The brain was equally ambitious. A Mac mini M2, dockerized ROS stack, custom USB to serial distribution, VESC motor drivers, and the ever growing swarm of sensor inputs. Four external cameras, two on the arm, a solid state LiDAR, IMUs, weather station, and a lab on a chip for real time soil chemistry. For autonomy, Lunomyss carried a fragment of our other project: The Great Coral Reef, a miniature AI co processor tasked with handling image classification and terrain segmentation on the fly. No GPS, no ground control lifeline. Just sensors, dead reckoning, and enough code to make it think fast.

Aetheromyss

And then came Aetheromyss. Not an accessory but a full scout in its own right. A carbon fiber frame, carbon PETG armor where it mattered, outrunner motors pushing it through the air, and a Raspberry Pi Zero 2 as its brain. AI tasks ran on a baby Coral Reef, while the XR2 Nano radio kept it leashed when needed. It was meant to give Lunomyss eyes in the sky: fast terrain mapping, aerial recon, and a backup communication relay if the ground got too messy. We did not want just a rover. We wanted a system, a pair, a ground and air duo that worked like one organism.

Research Payloads

ERC 2025 was also meant to be the first real world testbed for the custom research we had been developing in parallel. A Lab on a Chip module, capable of analyzing soil samples chemically on the spot. A refined version of our Coral accelerator, designed for onboard machine learning with fault tolerance in mind. And our own inertial dead reckoning navigation system, built to survive without GPS and stitched together from IMU data and clever filtering. These were not just bolt ons. They were core research elements meant to push the frontier of what student built rovers could carry.

Reality Bites

But no project survives contact with reality without scars. The test plan caught weaknesses the design slides never admitted. Steering servos drifted instead of snapping back to center. Dust ingress mocked our environmental sealing. Vibration testing revealed connections that loved to wiggle loose at exactly the wrong time. Autonomous navigation algorithms tripped over themselves once sensors met the real world instead of a simulator. And looming over all of it was the same old nemesis: money.

The Budget Wall

The budget was tight from the start, a patchwork of personal contributions, favors, and creative stretching. We tried to keep costs low with 3D printing and off the shelf parts, but a 50 kg rover is never a cheap date. Motors, actuators, sensors, batteries, travel, everything added up. By the time we pushed into integration, we had designs ready, parts sourced, and systems on the bench. What we did not have was enough runway to finish the full build before the competition clock ran out.
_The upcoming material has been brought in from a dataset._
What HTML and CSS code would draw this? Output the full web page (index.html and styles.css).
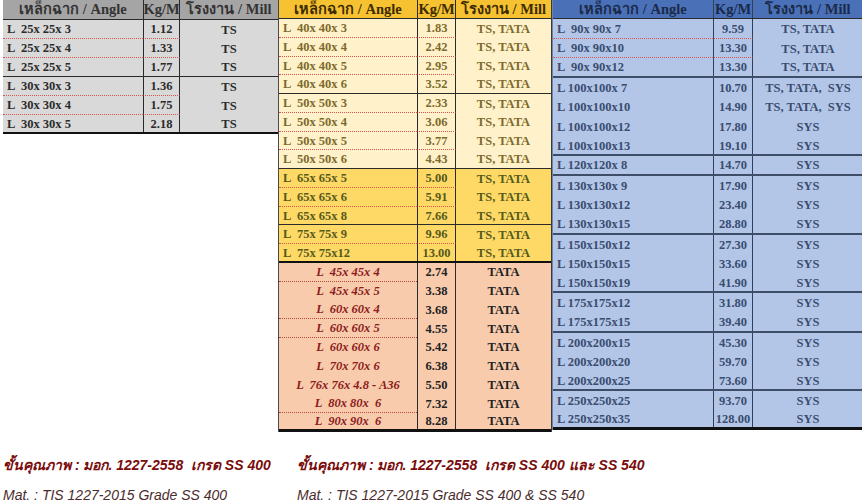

“A 50 kg rover is never a cheap date. The budget refused to stretch another millimeter, and that heartbreak will haunt us into 2026.”

Scars, Not Failures

That hurt. Watching a project with so much potential stall in the hangar because the budget refused to stretch another millimeter was the kind of heartbreak every student team fears. We had the architecture. We had the testing. We had the plan. We just did not have the final machine rolling in Poland this year.

Still, ERC 2025 was not a failure. It was a rehearsal, a full scale design campaign that tested our process, revealed our blind spots, and proved that we can take on complex, multidisciplinary projects and make them real, even if not fully realized yet. Lunomyss and Aetheromyss exist, not as entries on a leaderboard, but as platforms waiting to be finished. And the custom research we poured into them, the LoC, the Coral, the inertial navigation, lives on, already carrying the Shobolinsky name into future projects.

Looking Ahead

We will be back in 2026 with the lessons baked in, the scars turned into improvements, and the same stubborn refusal to build something ordinary. The rover will roll. The drone will fly. The research will graduate from prototypes into hardware that works in the wild. And the rats will return, louder and stranger than ever.

“The rover will roll. The drone will fly. And the rats will return, louder and stranger than ever.”